Passada a euforia, o setor foi se ajustando a modernidade e ao tentar mecanizar as atividades produtivas a cana foi se afastando das áreas mais declivosas e, hoje, 13 usinas e destilarias processam anualmente cerca de 15 milhões de toneladas de canas, e os produtores mais eficientes permanecem na atividade com bons desempenhos empresariais competindo com regiões menos restritivas.
Com a necessidade de mecanizar a produção, a cana cada vez mais se afasta de encostas íngremes e com isso a mata atlântica volta naturalmente ao seu lugar de origem, seja pela brotação espontânea nas áreas descartadas para plantio ou com a recuperação feita pelos produtores.
Nesses últimos 20 anos, muito tem sido feito em benefício da recuperação dos males do passado. As empresas do setor canavieiro instalaram sementeiras e viveiros de essências florestais nativas da mata atlântica e de espécies exóticas, e empurram os canaviais para áreas mecanizáveis, se não em todo o “plantation”, mas no que for possível o uso de máquinas, desde o plantio até a colheita e depender menos do trabalho braçal.
Quando o Funproçúcar e o Proálcool foram criados, o Brasil produzia pouco mais de 91 milhões de toneladas e, hoje, produz mais de 670 milhões de toneladas de cana por safra. As produções de açúcar e de álcool nessa mesma época eram de pouco mais de 1 milhão de toneladas de açúcar e cerca de 580 milhões de litros e hoje passa de 40 milhões de toneladas de açúcar e mais de 30 bilhões de litros de etanol.
Pernambuco, por sua vez, deixou de ter uma produção irrisória e hoje produz mais de 800 mil toneladas de açúcar e cerca de 400 milhões de litros de etanol por safra, e tudo isso graças a pujança do empresariado.
Em Pernambuco, não se produz açúcar e etanol sem plantar canas, então a expansão das lavouras de cana era necessária que acontecesse, e infelizmente sobre a vegetação original, e hoje, com o atingimento da capacidade nominal racional, cabe a própria classe recuperar o que foi desmatado no início e criar a versão sustentável da Zona da Mata de Pernambuco.

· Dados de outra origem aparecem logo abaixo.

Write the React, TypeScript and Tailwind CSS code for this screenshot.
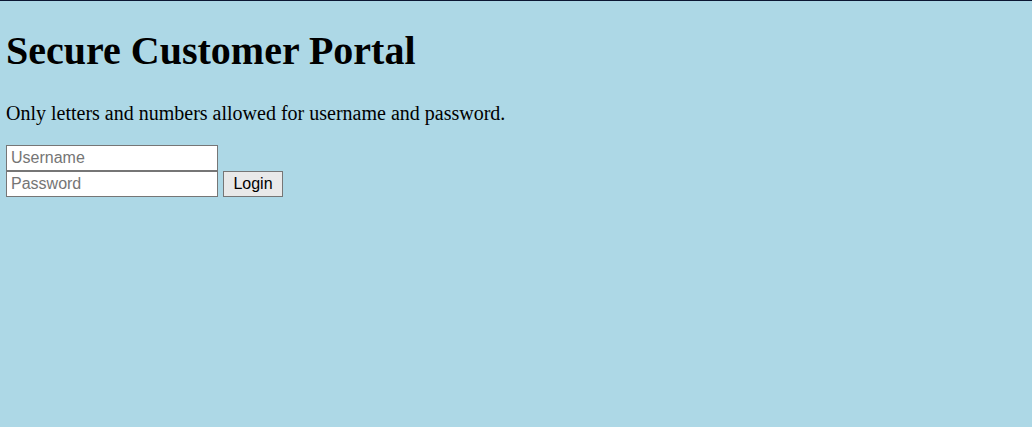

Os empresários que se mantêm em produção, se envolveram nesse programa particular de restauração das áreas, e anualmente as mudas produzidas são transplantadas e vegetam áreas priorizadas localmente, além do que monitoram com rigor reservas florestais para evitar cortes seletivos, e com essa disposição muitas empresas já atingiram os 20% regulamentares de suas áreas territoriais vegetadas, como prescreve o regulamento oficial, outras estão próximas de alcançar a meta e outras ainda lutam para deixar seus campos mais sustentáveis.
A recuperação florestal da Zona da Mata, assim como de outros biomas, tem seus estágios. A medida que se descarta cultivo em determinada área, os espécimes originais afloram e se reinstalam, então essa é uma das práticas adotadas às áreas mais íngremes de cultivo de canas. Outros ambientes como matas ciliares, nascentes, córregos e mangues estão sendo vegetados com plantios de mudas nativas ou exóticas, e com essa prática, algumas usinas já recuperaram mais de 300 ha, outras mais de 500 ha, assim como outras mais de 200 ha de áreas degradadas ou desmatadas e, com isso, estima-se que cerca de 2.000 ha das matas já tenham sido recuperados na Zona da Mata.
Associações e Cooperativas de canavieiros, por seu lado, optaram por produzir e distribuir mudas aos cooperados e prefeituras com a mesma finalidade e já distribuíram mais de 100 mil mudas, suficientes para plantio de cerca de 1.000 ha.
Cada empresa ou entidade adota a providência que mais atenda sua capacidade, mas a finalidade é restaurar parte do que os plantios destruíram no passado, de modo que já se pode afirmar que “Canaviais e as matas passaram a conviver bem em Pernambuco”.